25 Dec 2024    Wednesday     1st Teach Total 4303

The Determinative Role of Manas in the Twelve Nidānas

All sentient beings experience birth, aging, sickness, and death—a great mass of suffering—entirely due to the presence of ignorance. This ignorance is the ignorance of the mental faculty (manas). It is because the mental faculty possesses ignorance that mental formations (cetana) arise. With the presence of mental formations, there arises the choice to create karma. Only after this do the six consciousnesses appear. The first two links of the Twelve Links of Dependent Origination belong to the mental faculty. The third link, the six consciousnesses, also arises because of the mental faculty. Therefore, the mental faculty holds absolute dominance over birth and death and exerts a driving force on all other dharmas.

Even the karmic actions of the six consciousnesses in the third link arise in accordance with the mental faculty. The seeds deposited also exist because of the mental faculty. Hence, the name-and-form (nama-rupa) of future existences arises because of the mental faculty. If the mental faculty is defiled, the six consciousnesses become defiled, the seeds become defiled, and name-and-form experiences more suffering, especially the suffering of the three evil destinies.

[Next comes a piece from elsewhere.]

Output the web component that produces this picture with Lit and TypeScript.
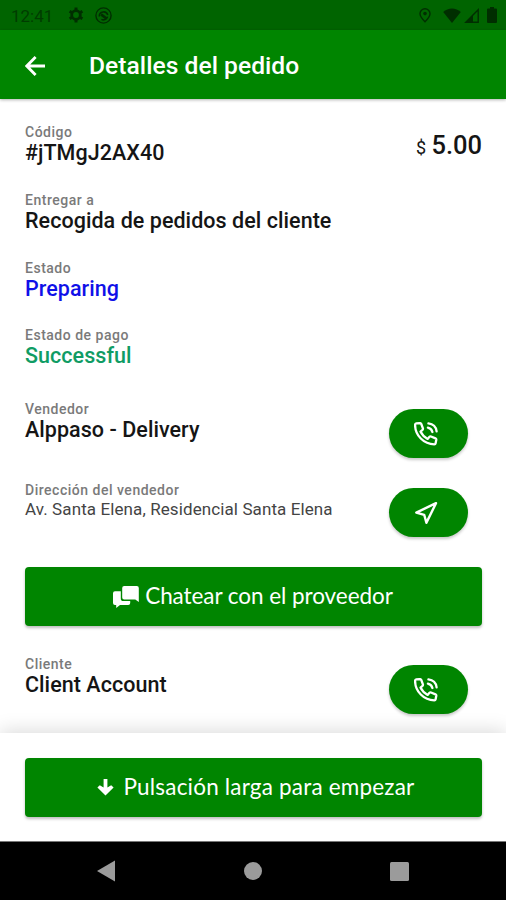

After name-and-form develops, the six sense bases (ayatana) are born. The contact between the six sense bases and the six sense objects is governed by the mental faculty. The more the mental faculty grasps, the more contact there is, and the more karmic actions leading to birth and death arise. The less the mental faculty grasps, the less contact there is, and the fewer karmic actions leading to birth and death arise. Following contact, there is feeling, craving, and grasping. Although there are feeling, craving, and grasping associated with the six consciousnesses, what actually plays the decisive role and leads to the arising of the next link is the feeling, craving, and grasping of the mental faculty. If the mental faculty lacks feeling, craving, and grasping, the next link will not appear. The final three links—becoming, birth, and aging-and-death—arise entirely due to the grasping of the mental faculty. Therefore, the mental faculty plays the decisive role in the arising of the cycle of birth and death.

The Twelve Links of Dependent Origination elucidate that the mental faculty is the root of birth and death. Liberation or sinking into suffering both depend on the mental faculty. To end birth and death, one must resolve the problem of the mental faculty and eradicate its ignorance. The mental faculty is also the root of the Four Noble Truths: Suffering, its Origin, its Cessation, and the Path. Suffering arises because the ignorance and mental formations of the mental faculty prompt the six consciousnesses to create karma. The Origin (of suffering) arises from the seeds deposited by the karma created by the six consciousnesses under the impetus of the mental faculty. The Cessation is the eradication of the ignorance and mental formations of the mental faculty. The Path is attained through the mental faculty's realization of the Dharma.

Since the mental faculty plays such an immense and decisive role within the cycle of birth and death, it must possess all mental factors (caitta). It possesses all wholesome mental factors, all afflictive mental factors, and all neutral mental factors. The mental factors of the mental faculty determine the mental factors of the five sense consciousnesses and determine the mental factors of the mental consciousness. When the mental factors of the mental faculty change, the mental factors of the six consciousnesses change, and all dharmas change accordingly. If the mental factors of the mental faculty are not changed, even if the mental factors of the six consciousnesses change, they will revert. If the afflictions of the mental faculty are not severed, even if the mental consciousness severs afflictions, they will regrow. If the mental faculty lacks meditative concentration (dhyana), even if the six consciousnesses attain meditative concentration, it will not last long and will inevitably become scattered again.